When it comes to encouraging entrepreneurs it’s fair to say that Scotland is not short of advice and opportunities. In the past couple of decades the culture of big company dependency has been swept aside and replaced by thousands of small firms, many run by incredibly talented individuals. Some have developed game-changing technology and techniques, and one or two have helped transform the way we live.
Yet it seems that not all is well in the land of entrepreneurialism. The start-up scene may be thriving, but that old chestnut of how we get from here to there – scaling up – remains a big problem. Despite the creation of a new industry in ScaleUp Summits, conferences, lectures and lessons from home grown and international gurus in how to build and grow…we’re still stuck in bottom gear.
A new ranking of high growth performance across the UK by the ScaleUp Institute, a private sector-led, not-for-profit organisation, reveals that Scotland has plunged 21 places to third bottom. That is poor reward for a country that has come to think of itself as fertile territory for a new generation of technology pioneers and a leader in new ideas. Suddenly, “can-do” has become “Cannae quite get there”.
Cranking up Scotland’s performance will depend on identifying why this stubborn resistance to scaling up continues to hold the country back, but may be part of the explanation for weak GDP and productivity. Maybe we have the ideas and the desire, but the ability to turn them into progressive growth businesses remains a problem.
This may prove to be a wake-up call to the advisory community, particularly those who promote the “failure is just a milestone on the journey to success” mantras which, on this evidence, are beginning to sound a little hollow. One early stage adviser tells me that he felt the push on scaling up had been done too early and that Scotland’s young firms needed more time to get established before being coaxed and cajoled into stepping up their ambitions.
It has also become clear that the regular round of conference jamborees are attended by largely the same group of people. That suggests they are not penetrating the wider community of businesses…the ones who are probably in need of help, but would rather be told how to succeed, not how good it is to fail.
Reviving bus travel
Stagecoach chief executive Martin Griffiths has been speaking about the company’s plans for 10,000 driverless buses a week to be tested over the old Forth Road Bridge from next year and raising obvious questions about the drivers who are wondering about their future.
Scheduled driverless buses were “some way off”, he said in an interview on the sidelines of the British Chambers of Commerce annual conference, but the pilot will demonstrate how the technology has progressed.
“Next year we will be launching a pilot over the old Forth Road Bridge. That will be 10,000 trips a week.
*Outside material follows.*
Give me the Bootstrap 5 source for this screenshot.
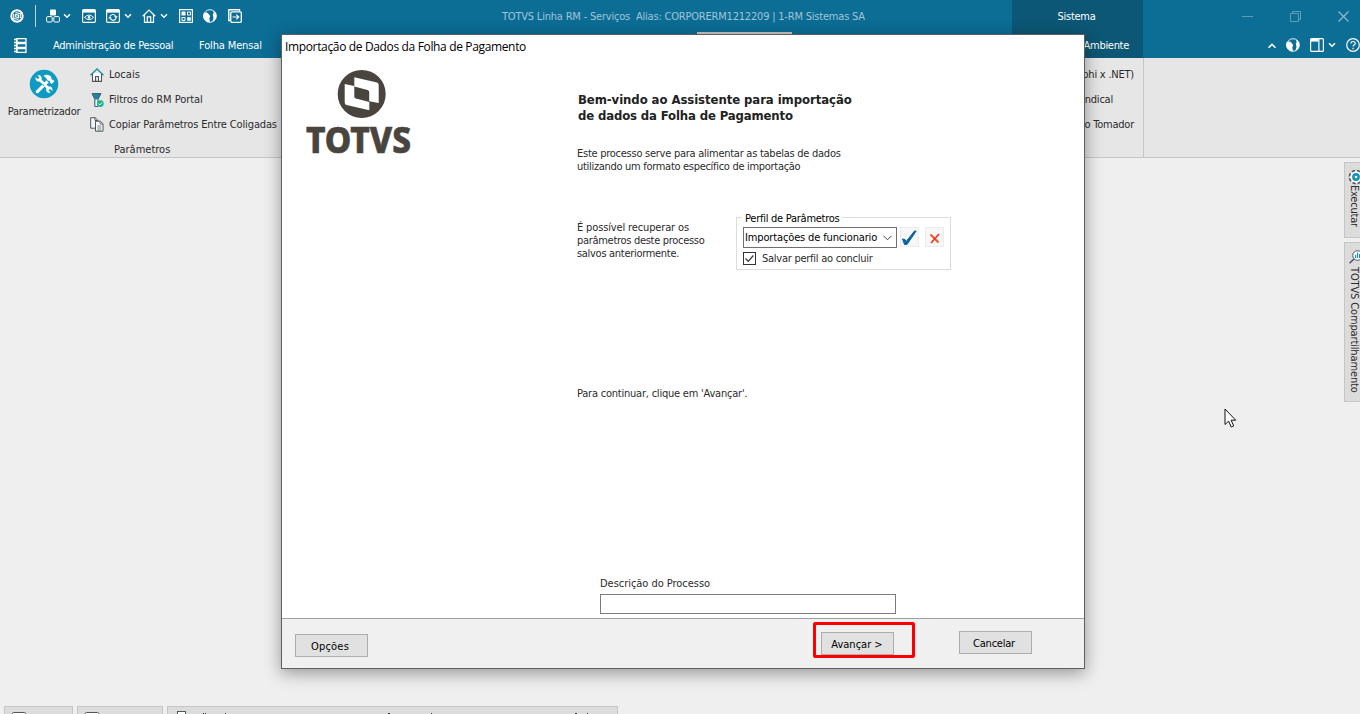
<!DOCTYPE html>
<html lang="pt-BR">
<head>
<meta charset="utf-8">
<title>TOTVS Linha RM</title>
<link rel="stylesheet" href="https://cdn.jsdelivr.net/npm/bootstrap@5.3.0/dist/css/bootstrap.min.css">
<style>
body{height:714px;overflow:hidden;background:#efefef;color:#2b2b2b;font-family:"DejaVu Sans Condensed","DejaVu Sans",sans-serif;font-size:11px;line-height:13px;white-space:nowrap}
svg{display:block;flex:none}
.topbar,.menubar{background:#0c6d95;height:29px;color:#fff}
.tools{padding:5px 0 0 10px}
.vsep{width:1px;height:22px;margin:0 10px 0 11px;background:#b5d3df}
.app-title{color:#a0c4d8;width:364px;margin-left:260px;padding-top:10px;letter-spacing:-.2px}
.ctx{background:#0c5775;width:131px;height:29px}
.active-tab{width:95px;height:26px;background:#c9c9c5}
.ribbon{height:100px;background:#e6e6e6;border-bottom:1px solid #c6c6c6}
.ribbon-right{border-right:1px solid #c6c6c6;height:99px;width:132px}
.rib-row{height:25px}
.ws{height:548px}
.dock{width:16px;overflow:hidden;padding-top:4px}
.dock-tab{width:24px;background:#dcdcdc;border:1px solid #c6c6c6}
.dock-text{writing-mode:vertical-rl;line-height:11px;margin-left:1px}
.taskbtn{height:30px;background:#dcdcdc;border:1px solid #c6c6c6}
.wiz{left:281px;top:34px;width:804px;height:635px;background:#fff;border:1px solid #5c6063;box-shadow:0 4px 16px rgba(0,0,0,.38)}
.wiz-title{font-family:"Open Sans",sans-serif;font-size:12px;color:#000;height:23px;letter-spacing:-.35px}
.wiz-left{width:295px}
.hd{font-size:13px;font-weight:700;line-height:16px;color:#222;letter-spacing:-.07px}
.profile{width:215px;height:53px;border:1px solid #dcdcdc}
.profile-legend{left:5px;top:-6px;background:#fff;padding:0 3px;color:#000}
.combo{width:154px;height:21px;border:1px solid #6f6f6f;color:#000}
.sq{width:19px;height:20px;background:#f7f7f7;border:1px solid #ececec}
.desc{width:296px;height:20px;border:1px solid #7a7a7a}
.wiz-foot{height:50px;background:#f0f0f0;border-top:1px solid #a0a0a0}
.wbtn{width:73px;height:23px;background:#e1e1e1;border:1px solid #adadad;border-radius:0;color:#000;padding:1px 1px 0 0;font-size:11px;line-height:13px}
.hot{left:531px;top:587px;width:102px;height:36px;border:3px solid #f00;border-radius:2px}
.cursor{left:1224px;top:408px}
.ls1{letter-spacing:-.14px}.ls2{letter-spacing:-.22px}.ls25{letter-spacing:-.26px}.ls3{letter-spacing:-.3px}.lp{letter-spacing:.2px}
</style>
</head>
<body>
<svg width="0" height="0" class="position-absolute">
<symbol id="chev" viewBox="0 0 8 6"><path d="M1 1.2l3 3 3-3" fill="none" stroke="#fff" stroke-width="1.5"/></symbol>
<symbol id="globe" viewBox="0 0 14 14"><circle cx="7" cy="7" r="6.3" fill="none" stroke="#fff" stroke-width=".9"/><path d="M1 4Q3.500 3 5 4.200L7.200 7 6.300 9.500 7 13.300A6.300 6.300 0 0 1 1 4zM10 1.500c2.500 1 3.600 3.500 3.400 6-.4 2.700-2 4.600-4.200 5.400L10.500 9 9.800 5.600l.9-1.700z" fill="#fff"/></symbol>
</svg>
<header>
<div class="topbar d-flex align-items-start">
<div class="tools d-flex align-items-center">
<svg width="14" height="14" viewBox="0 0 14 14"><circle cx="7" cy="7" r="5.700" fill="none" stroke="#fff" stroke-width="2"/><path d="M5.600 3.500l4.700 1.200v4.600M8.400 10.500L3.700 9.300V4.700M5.600 5.400l2.900.8v2.500l-2.900-.8z" fill="none" stroke="#fff" stroke-width="1.100"/></svg>
<i class="vsep"></i>
<svg width="14" height="14" viewBox="0 0 14 14"><rect x="4" y="0.500" width="6" height="6" rx="1" fill="#fff"/><rect x=".6" y="7.600" width="5.600" height="5.400" rx="1" fill="none" stroke="#fff"/><rect x="7.800" y="7.600" width="5.600" height="5.400" rx="1" fill="none" stroke="#fff"/></svg>
<svg width="8" height="6" style="margin:0 11px 0 3px"><use href="#chev"/></svg>
<svg width="14" height="14" viewBox="0 0 14 14"><rect x=".6" y=".6" width="12.800" height="12.800" rx="1.200" fill="none" stroke="#fff" stroke-width="1.200"/><path d="M0 1h14v2.600H0z" fill="#fff"/><path d="M2.500 8.400q4.500-4.800 9 0q-4.500 4.600-9 0z" fill="none" stroke="#fff"/><circle cx="7" cy="8.400" r="1.300" fill="#fff"/></svg>
<svg width="14" height="14" viewBox="0 0 14 14" style="margin:0 4px 0 10px"><rect x=".6" y=".6" width="12.800" height="12.800" rx="1.200" fill="none" stroke="#fff" stroke-width="1.200"/><path d="M0 1h14v2.600H0z" fill="#fff"/><path d="M4 7.500a3.100 3.100 0 0 1 5.700-.3M10 9.300a3.100 3.100 0 0 1-5.700.3" fill="none" stroke="#fff" stroke-width="1.100"/><path d="M8 7.300h3.800L10 9.400zM2.200 9.500H6L4 7.400z" fill="#fff"/></svg>
<svg width="8" height="6"><use href="#chev"/></svg>
<svg width="14" height="14" viewBox="0 0 14 14" style="margin:0 4px 0 10px"><path d="M.7 7.200L7 1l6.300 6.200M2.500 6v7.300h9V6M5.300 13V7.800h3.400V13" fill="none" stroke="#fff" stroke-width="1.200"/></svg>
<svg width="8" height="6" style="margin-right:11px"><use href="#chev"/></svg>
<svg width="14" height="14" viewBox="0 0 14 14"><rect x=".6" y=".6" width="12.800" height="12.800" fill="none" stroke="#fff" stroke-width="1.200"/><path d="M2.500 2.500h4v4h-4zM8.200 8.200h3.600v3.600H8.200z" fill="#fff"/><path d="M8.500 3h3v3h-3zM3 8.500h3v3H3z" fill="none" stroke="#fff"/></svg>
<svg width="14" height="14" style="margin:0 11px 0 10px"><use href="#globe"/></svg>
<svg width="14" height="14" viewBox="0 0 14 14"><path d="M2.500 11.500H.8V.8h10.700v1.700" fill="none" stroke="#fff" stroke-width="1.400"/><rect x="2.800" y="2.800" width="10.500" height="10.500" rx="1" fill="none" stroke="#fff" stroke-width="1.300"/><path d="M4.500 8h6M8.300 5.600L10.700 8l-2.400 2.400" fill="none" stroke="#fff" stroke-width="1.200"/></svg>
</div>
<span class="app-title flex-shrink-0">TOTVS Linha RM - Serviços&nbsp; Alias: CORPORERM1212209 | 1-RM Sistemas SA</span>
<div class="ctx ms-auto text-center flex-shrink-0 pt-2"><div style="padding:2px 2px 0 0" class="ls25">Sistema</div></div>
<div class="d-flex align-items-center flex-shrink-0 pt-1" style="width:217px;height:28px;padding-left:99px;gap:37px">
<svg width="11" height="11"><path d="M0 5.500h11" stroke="#5c9fb9"/></svg>
<svg width="11" height="11"><path d="M.5 2.500h8v8h-8zM2.500 2.500v-2h8v8h-2" fill="none" stroke="#5c9fb9"/></svg>
<svg width="11" height="11"><path d="M.5.500l10 10M10.500.500l-10 10" stroke="#8fbbce" stroke-width="1.200"/></svg>
</div>
</div>
<div class="menubar d-flex">
<svg width="13" height="15" viewBox="0 0 13 15" class="flex-shrink-0" style="margin:9px 26px 0 14px"><path d="M2.500.500H12v4H2.500zM2.500 5.500H12v4H2.500zM2.500 10.500H12v4H2.500z" fill="none" stroke="#fff" stroke-width="1.300"/><path d="M3 0v15M0 1.500h3.500M0 4.500h3.500M0 7.500h3.500M0 10.500h3.500M0 13.500h3.500" stroke="#fff" stroke-width="1.400"/></svg>
<span class="ls25 mt-2 pt-1" style="line-height:10px;width:146px">Administração de Pessoal</span>
<span class="ls1 mt-2 pt-1" style="line-height:10px;width:80px">Folha Mensal</span>
<i class="active-tab ms-auto" style="margin-top:3px;margin-right:220px"></i>
<div class="ctx flex-shrink-0 text-end ls3" style="padding:11px 14px 0 0;line-height:11px">Ambiente</div>
<div class="d-flex align-items-center flex-shrink-0" style="width:217px;height:32px;padding-left:124px">
<svg width="10" height="7" viewBox="0 0 8 6" style="transform:rotate(180deg)"><path d="M1 1l3 3 3-3" fill="none" stroke="#fff" stroke-width="1.300"/></svg>
<svg width="14" height="14" style="margin:0 10px 0 9px"><use href="#globe"/></svg>
<svg width="14" height="14" viewBox="0 0 14 14"><rect x=".6" y=".6" width="12.800" height="12.800" rx="1" fill="none" stroke="#fff" stroke-width="1.200"/><path d="M0 1h8.500v2.600H0z" fill="#fff"/><path d="M8.900 0v14" stroke="#fff" stroke-width="1.200"/></svg>
<svg width="8" height="6" style="margin:0 10px 0 4px"><use href="#chev"/></svg>
<svg width="14" height="14" viewBox="0 0 14 14"><circle cx="7" cy="7" r="6.300" fill="none" stroke="#fff" stroke-width="1.200"/><path d="M4.900 5.600c0-2.900 4.300-2.700 4.300-.2 0 1.500-2.200 1.500-2.200 3.100M7 9.800v1.400" fill="none" stroke="#fff" stroke-width="1.200"/></svg>
</div>
</div>
</header>
<section class="ribbon d-flex justify-content-between">
<div class="d-flex">
<div class="d-flex flex-column align-items-center" style="width:88px;padding-top:11px">
<svg width="30" height="30" viewBox="0 0 30 30"><circle cx="15" cy="15" r="14.300" fill="#0f9bc1"/><path d="M9.500 9.500l11 11" stroke="#fff" stroke-width="2.600"/><path d="M6.700 8l2.600 2.500 1.600-1.600L8.300 6.300c3-.8 5.200 1.500 4.300 4.200l-1.900 1.900c-2.700.8-4.900-1.600-4-4.400zM23.300 22l-2.600-2.500-1.600 1.600 2.600 2.600c-3 .8-5.200-1.500-4.300-4.200l1.900-1.900c2.700-.8 4.900 1.600 4 4.400z" fill="#fff"/><path d="M7 21.800l10.500-10.500 2.200 2.200L9.200 24c-1.800.7-3.100-.6-2.200-2.200z" fill="#fff"/><path d="M14.500 6.500c2.500-1.400 5.500-.9 7.300.8l1 3.200 1.500.5 1.200 1.300-2.900 2.800-1.400-1.400-.3-1.600-2.200-.5-1.500-2.400z" fill="#fff"/><path d="M13 14.700l2.400 2.400" stroke="#0f9bc1" stroke-width="1"/></svg>
<span class="ls2" style="margin-top:6px">Parametrizador</span>
</div>
<div style="padding:4px 0 0 2px">
<div class="rib-row d-flex align-items-center"><svg width="14" height="14" viewBox="0 0 14 14"><path d="M2.500 5.500v7.900h9V5.500M5.500 13V8.500h3V13" fill="#fff" stroke="#4c585d" stroke-width="1.100"/><path d="M.5 7.200L7 1l6.500 6.200" fill="none" stroke="#188fae" stroke-width="1.300"/></svg><span style="margin-left:5px">Locais</span></div>
<div class="rib-row d-flex align-items-center"><svg width="14" height="14" viewBox="0 0 14 14"><path d="M2 .6h9L8 6.200v7.200H4.800V6.200z" fill="#1787ad" stroke="#4c585d"/><path d="M5.400 6.500h2.100V13H5.400z" fill="#fff"/><circle cx="10.300" cy="10.600" r="3.400" fill="#16b58c"/><path d="M8.500 10.600l1.300 1.300 2.300-2.400" fill="none" stroke="#fff"/></svg><span style="margin-left:5px;letter-spacing:-.06px">Filtros do RM Portal</span></div>
<div class="rib-row d-flex align-items-center"><svg width="14" height="15" viewBox="0 0 14 15"><path d="M.7.700h4.500l2.600 2.500v8H.7z" fill="#f6f6f6" stroke="#4c585d"/><path d="M5 .7v2.800h2.800" fill="none" stroke="#4c585d"/><path d="M5.500 4.200h4.800l2.700 2.600v7.400H5.500z" fill="#fff" stroke="#4c585d"/><path d="M10 4.200V7h3M7.300 9h4M7.300 11h4M7.300 13h4" fill="none" stroke="#4c585d" stroke-width=".8"/></svg><span class="ls1" style="margin-left:5px">Copiar Parâmetros Entre Coligadas</span></div>
<div class="rib-row d-flex align-items-center" style="padding-left:24px">Parâmetros</div>
</div>
</div>
<div class="d-flex">
<div class="ribbon-right text-end" style="padding-top:4px">
<div class="rib-row d-flex align-items-center justify-content-end ls2" style="padding-right:9px">(Delphi x .NET)</div>
<div class="rib-row d-flex align-items-center justify-content-end ls2" style="padding-right:30px">Sindical</div>
<div class="rib-row d-flex align-items-center justify-content-end ls2" style="padding-right:9px">do Tomador</div>
</div>
<div style="width:216px"></div>
</div>
</section>
<main class="ws d-flex justify-content-end">
<aside class="dock">
<div class="dock-tab d-flex flex-column align-items-start" style="height:76px;padding:6px 0 0 3px">
<svg width="16" height="16" viewBox="0 0 16 16"><circle cx="8" cy="8" r="6.400" fill="#fff" stroke="#4c585d" stroke-width="2" stroke-dasharray="3.300 1.730"/><circle cx="8" cy="8" r="5.800" fill="#fff"/><circle cx="8" cy="8" r="3.900" fill="#1590b8"/><circle cx="8" cy="8" r="1.300" fill="#fff"/></svg>
<span class="dock-text ls2">Executar</span></div>
<div class="dock-tab d-flex flex-column align-items-start mt-1" style="height:160px;padding:7px 0 0 3px">
<svg width="16" height="14" viewBox="0 0 16 14"><circle cx="9.500" cy="5.500" r="4.800" fill="#fff" stroke="#4c585d"/><path d="M6 9l-4.500 4.300" stroke="#4c585d" stroke-width="1.500"/><path d="M7.500 8V5M9.500 8V2.500M11.500 8V4" stroke="#1590b8" stroke-width="1.200"/></svg>
<span class="dock-text ls1" style="margin-top:3px">TOTVS Compartilhamento</span></div>
</aside>
</main>
<footer class="d-flex ps-1 gap-1">
<div class="taskbtn" style="width:69px;padding:5px 0 0 7px"><svg width="14" height="14"><rect x=".5" y=".5" width="13" height="13" rx="1" fill="#fff" stroke="#4c585d"/></svg></div>
<div class="taskbtn" style="width:86px;padding:5px 0 0 7px"><svg width="14" height="14"><rect x=".5" y=".5" width="13" height="13" rx="1" fill="#fff" stroke="#4c585d"/></svg></div>
<div class="taskbtn" style="width:451px;padding:4px 0 0 9px"><svg width="430" height="14"><rect x=".5" y=".500" width="8" height="13" fill="#fff" stroke="#4c585d"/><path d="M26 2.500h1M28 2.500h1M48 2.500h1M211 2.500h2M254 2.500h1M398 2.500h2M410 2.500h1" stroke="#333"/></svg></div>
</footer>

<div class="wiz position-absolute d-flex flex-column" role="dialog">
<div class="wiz-title" style="padding:5px 0 0 3px">Importação de Dados da Folha de Pagamento</div>
<div class="d-flex flex-grow-1">
<div class="wiz-left" style="padding:12px 0 0 24px">
<svg width="110" height="90" viewBox="0 0 110 90"><circle cx="55.700" cy="24" r="24" fill="#4a443f"/><path fill="#fff" d="M48.300 7.200L71 12.500q1.700.6 1.700 2.500v18l-9.500-1.800V22q0-1.600-1.700-2.100l-13.200-3.500z"/><path fill="#fff" d="M48.300 16v10.400q0 1.700 1.600 2.200l13.400 3.300v8.400L40.600 35q-1.900-.5-1.900-2.500V14z"/><text x="0" y="83" font-family="Noto Sans, sans-serif" font-weight="800" font-size="36" fill="#4a443f" stroke="#4a443f" stroke-width=".7" stroke-linejoin="round" textLength="105" lengthAdjust="spacingAndGlyphs">TOTVS</text></svg>
</div>
<div style="padding-top:34px">
<div style="padding-left:1px"><div class="hd">Bem-vindo ao Assistente para importação</div>
<div class="hd ls1">de dados da Folha de Pagamento</div></div>
<div class="ls25" style="margin-top:23px">Este processo serve para alimentar as tabelas de dados</div>
<div class="ls3">utilizando um formato específico de importação</div>
<div class="d-flex" style="margin-top:44px">
<div style="width:159px;padding-top:4px"><div class="ls1">É possível recuperar os</div><div class="ls3">parâmetros deste processo</div><div class="ls3">salvos anteriormente.</div></div>
<div class="profile position-relative">
<div class="profile-legend position-absolute ls25">Perfil de Parâmetros</div>
<div class="d-flex" style="padding:9px 0 0 6px">
<div class="combo d-flex align-items-center justify-content-between ls1" style="padding:0 4px 0 1px">Importações de funcionario<svg width="9" height="6"><path d="M.5.800l4 4 4-4" fill="none" stroke="#444"/></svg></div>
<div class="sq" style="margin-left:3px"><svg width="17" height="18" viewBox="0 0 17 18"><path d="M1.500 11l2.500.5 1.200 2L13.500 3h1.700L6 16.500H3.500z" fill="#0b649a" stroke="#0b649a" stroke-width="1"/></svg></div>
<div class="sq" style="margin-left:6px"><svg width="17" height="18" viewBox="0 0 17 18"><path d="M4.500 6.500l8 8" stroke="#f0522f" stroke-width="2"/><path d="M13 6L5 15" stroke="#e8371c" stroke-width="1.700"/></svg></div>
</div>
<div class="d-flex align-items-center ls25" style="padding:4px 0 0 6px"><svg width="13" height="13" style="margin-right:6px"><rect x=".5" y=".5" width="12" height="12" fill="#fff" stroke="#333"/><path d="M2.500 6.500l2.800 2.800 5-5.800" fill="none" stroke="#333" stroke-width="1.200"/></svg><span style="padding-top:1px;line-height:12px">Salvar perfil ao concluir</span></div>
</div>
</div>
<div class="ls2" style="margin-top:117px">Para continuar, clique em 'Avançar'.</div>
<div style="margin:177px 0 0 23px"><div style="letter-spacing:-.04px">Descrição do Processo</div><div class="desc mt-1"></div></div>
</div>
</div>
<div class="wiz-foot d-flex">
<button class="btn wbtn lp" style="margin:15px 0 0 13px;padding-right:3px">Opções</button>
<button class="btn wbtn" style="margin:13px 0 0 453px">Avançar &gt;</button>
<button class="btn wbtn ls2" style="margin:12px 0 0 65px;padding-right:3px">Cancelar</button>
</div>
<div class="hot position-absolute"></div>
</div>
<svg class="cursor position-absolute" width="13" height="20" viewBox="0 0 13 20"><path d="M1 1v15.500l3.600-3.400 2.600 5.900 2.500-1.100-2.600-5.700h4.600z" fill="#fff" stroke="#111"/></svg>
<script src="https://cdn.jsdelivr.net/npm/bootstrap@5.3.0/dist/js/bootstrap.bundle.min.js"></script>
</body>
</html>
The driver will still be there because there is a whole lot of legal, regulatory and political issues that will have to come as part of this, and the driver is still very important,” he said, though he wasn’t pressed by his BBC interviewer on what important job they will be doing.
“They are our representation in the community,” he said. “They are the face of Stagecoach group. I have been asked if we won’t have bus drivers in 10 years’ time…I think there will be a role for people on buses. That role may change over time.”
Funding of £4.35m has been awarded by the UK government for the project, which aims to be in public service in 2021. Additional funding has been provided by operators Stagecoach, Transport Scotland, bus manufacturer Alexander Dennis, Fusion Processing, and ESP Group.
The autonomous buses will provide a service capable of carrying up to 42 passengers 14 miles across the Forth Bridge to Edinburgh Park train and tram interchange.
Mr Griffiths’ comments came on the same day that Sandy Easdale, co-founder of McGill’s buses spoke about the need to ensure buses were fitted with the sort of facilities that modern travellers demand, although my experience is that they still lack some of the basics. Yes, they have wi-fi, but few provide a table on which to rest a laptop (same issue with the Edinburgh tram).
Both companies are keen to arrest and reverse a decline in bus travel which has been exacerbated by the growth of online shopping. Fewer people heading to the shops means fewer using the buses. If that trend continues it will stretch bus companies’ ability to maintain services, and that will switch attention to the government and whether ministers are prepared to back their frequent public declarations of support for public transport with more money.
Labour party leader Richard Leonard’s plan to introduce free bus travel for all under 25s has already come in for criticism over how it would be funded and looks increasingly fanciful against forecasts of further tightening of budgets, including a squeeze on concessionary fares.
Mr Griffiths may be telling his drivers that they have an important role to play but if current trends persist then driverless buses will provide the bus companies with an obvious way to cut costs.